Goal. Without including any pictures, write out the listing below exactly.

Given information.
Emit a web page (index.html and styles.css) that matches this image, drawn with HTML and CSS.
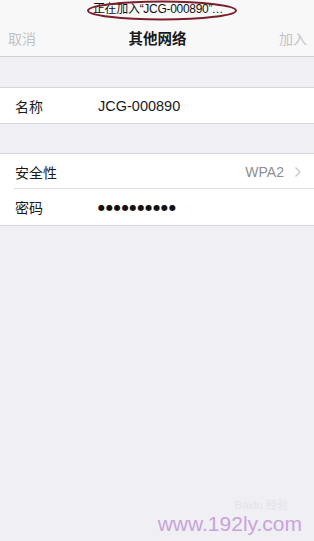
FILE: index.html
```html
<!DOCTYPE html>
<html>
<head>
<meta charset="utf-8">
<link rel="stylesheet" href="styles.css">
</head>
<body>
<div class="screen">
  <header class="nav">
    <div class="status">
      <span class="status-text">正在加入“JCG-000890”<span class="ell">…</span></span>
      <svg class="ellipse" width="152" height="21" viewBox="0 0 152 21"><ellipse cx="76" cy="10.5" rx="74" ry="9" fill="none" stroke="#7b1f2c" stroke-width="2"/></svg>
    </div>
    <div class="bar">
      <span class="btn">取消</span>
      <span class="title">其他网络</span>
      <span class="btn">加入</span>
    </div>
  </header>
  <div class="gap"></div>
  <section class="group">
    <div class="row"><span class="label">名称</span><span class="value">JCG-000890</span></div>
  </section>
  <div class="gap gap2"></div>
  <section class="group">
    <div class="row sep"><span class="label">安全性</span><span class="detail">WPA2</span><svg class="chev" width="8" height="12" viewBox="0 0 8 12"><path d="M1.5 1.5 L6 6 L1.5 10.5" fill="none" stroke="#c7c7cc" stroke-width="1.3"/></svg></div>
    <div class="row"><span class="label">密码</span><span class="dots">●●●●●●●●●●</span></div>
  </section>
  <div class="fill">
    <div class="wm">
      <span class="baidu">Baidu 经验</span>
      <span class="site">www.192ly.com</span>
    </div>
  </div>
</div>
</body>
</html>
```
FILE: styles.css
```css
* { box-sizing: border-box; margin: 0; padding: 0; }
html, body { width: 314px; height: 541px; overflow: hidden; }
body { background: #efeff4; font-family: "Liberation Sans", "Noto Sans CJK SC", sans-serif; color: #1a1a1a; }
.screen { display: flex; flex-direction: column; height: 541px; }
.nav { background: #f8f8f8; border-bottom: 1px solid #cfcfd3; height: 57px; display: flex; flex-direction: column; }
.status { position: relative; height: 21px; display: flex; justify-content: center; align-items: center; }
.status-text { font-size: 12px; line-height: 14px; color: #111; letter-spacing: -0.3px; padding-left: 2px; padding-bottom: 2px; white-space: nowrap; }
.ell { font-family: "DejaVu Sans", sans-serif; font-size: 11px; letter-spacing: 0; }
.ellipse { position: absolute; left: 86px; top: 0px; }
.bar { flex: 1; display: flex; justify-content: space-between; align-items: center; padding: 0 7px 0 8px; margin-top: -2px; }
.btn { font-size: 14px; color: #c2c2c6; }
.title { font-size: 14.5px; font-weight: bold; color: #1a1a1a; }
.gap { height: 30px; }
.gap2 { height: 29px; }
.group { background: #fff; border-top: 1px solid #d8d8dc; border-bottom: 1px solid #d8d8dc; }
.row { height: 36px; display: flex; align-items: center; padding-left: 15px; padding-right: 12px; position: relative; }
.group .row:first-child { height: 35px; }
.row.sep { height: 37px; }
.row.sep::after { content: ""; position: absolute; left: 14px; right: 0; bottom: 0; border-bottom: 1px solid #dedee2; }
.label { width: 83px; font-size: 14px; }
.value { font-size: 14.5px; }
.detail { margin-left: auto; font-size: 14px; color: #8e8e93; margin-right: 10px; }
.dots { font-family: "DejaVu Sans", sans-serif; font-size: 8px; letter-spacing: 0.9px; color: #111; }
.fill { flex: 1; display: flex; flex-direction: column; justify-content: flex-end; align-items: flex-end; padding: 0 12px 5px 0; }
.wm { display: flex; flex-direction: column; align-items: flex-end; gap: 0; }
.baidu { font-size: 11px; line-height: 13px; color: #e6e2ec; margin-right: 14px; }
.site { font-size: 21px; line-height: 24px; color: #c9a3d9; }
```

Result.
Emit a web page (index.html and styles.css) that matches this image, drawn with HTML and CSS.
FILE: index.html
```html
<!DOCTYPE html>
<html>
<head>
<meta charset="utf-8">
<link rel="stylesheet" href="styles.css">
</head>
<body>
<div class="screen">
  <header class="nav">
    <div class="status">
      <span class="status-text">正在加入“JCG-000890”<span class="ell">…</span></span>
      <svg class="ellipse" width="152" height="21" viewBox="0 0 152 21"><ellipse cx="76" cy="10.5" rx="74" ry="9" fill="none" stroke="#7b1f2c" stroke-width="2"/></svg>
    </div>
    <div class="bar">
      <span class="btn">取消</span>
      <span class="title">其他网络</span>
      <span class="btn">加入</span>
    </div>
  </header>
  <div class="gap"></div>
  <section class="group">
    <div class="row"><span class="label">名称</span><span class="value">JCG-000890</span></div>
  </section>
  <div class="gap gap2"></div>
  <section class="group">
    <div class="row sep"><span class="label">安全性</span><span class="detail">WPA2</span><svg class="chev" width="8" height="12" viewBox="0 0 8 12"><path d="M1.5 1.5 L6 6 L1.5 10.5" fill="none" stroke="#c7c7cc" stroke-width="1.3"/></svg></div>
    <div class="row"><span class="label">密码</span><span class="dots">●●●●●●●●●●</span></div>
  </section>
  <div class="fill">
    <div class="wm">
      <span class="baidu">Baidu 经验</span>
      <span class="site">www.192ly.com</span>
    </div>
  </div>
</div>
</body>
</html>
```
FILE: styles.css
```css
* { box-sizing: border-box; margin: 0; padding: 0; }
html, body { width: 314px; height: 541px; overflow: hidden; }
body { background: #efeff4; font-family: "Liberation Sans", "Noto Sans CJK SC", sans-serif; color: #1a1a1a; }
.screen { display: flex; flex-direction: column; height: 541px; }
.nav { background: #f8f8f8; border-bottom: 1px solid #cfcfd3; height: 57px; display: flex; flex-direction: column; }
.status { position: relative; height: 21px; display: flex; justify-content: center; align-items: center; }
.status-text { font-size: 12px; line-height: 14px; color: #111; letter-spacing: -0.3px; padding-left: 2px; padding-bottom: 2px; white-space: nowrap; }
.ell { font-family: "DejaVu Sans", sans-serif; font-size: 11px; letter-spacing: 0; }
.ellipse { position: absolute; left: 86px; top: 0px; }
.bar { flex: 1; display: flex; justify-content: space-between; align-items: center; padding: 0 7px 0 8px; margin-top: -2px; }
.btn { font-size: 14px; color: #c2c2c6; }
.title { font-size: 14.5px; font-weight: bold; color: #1a1a1a; }
.gap { height: 30px; }
.gap2 { height: 29px; }
.group { background: #fff; border-top: 1px solid #d8d8dc; border-bottom: 1px solid #d8d8dc; }
.row { height: 36px; display: flex; align-items: center; padding-left: 15px; padding-right: 12px; position: relative; }
.group .row:first-child { height: 35px; }
.row.sep { height: 37px; }
.row.sep::after { content: ""; position: absolute; left: 14px; right: 0; bottom: 0; border-bottom: 1px solid #dedee2; }
.label { width: 83px; font-size: 14px; }
.value { font-size: 14.5px; }
.detail { margin-left: auto; font-size: 14px; color: #8e8e93; margin-right: 10px; }
.dots { font-family: "DejaVu Sans", sans-serif; font-size: 8px; letter-spacing: 0.9px; color: #111; }
.fill { flex: 1; display: flex; flex-direction: column; justify-content: flex-end; align-items: flex-end; padding: 0 12px 5px 0; }
.wm { display: flex; flex-direction: column; align-items: flex-end; gap: 0; }
.baidu { font-size: 11px; line-height: 13px; color: #e6e2ec; margin-right: 14px; }
.site { font-size: 21px; line-height: 24px; color: #c9a3d9; }
```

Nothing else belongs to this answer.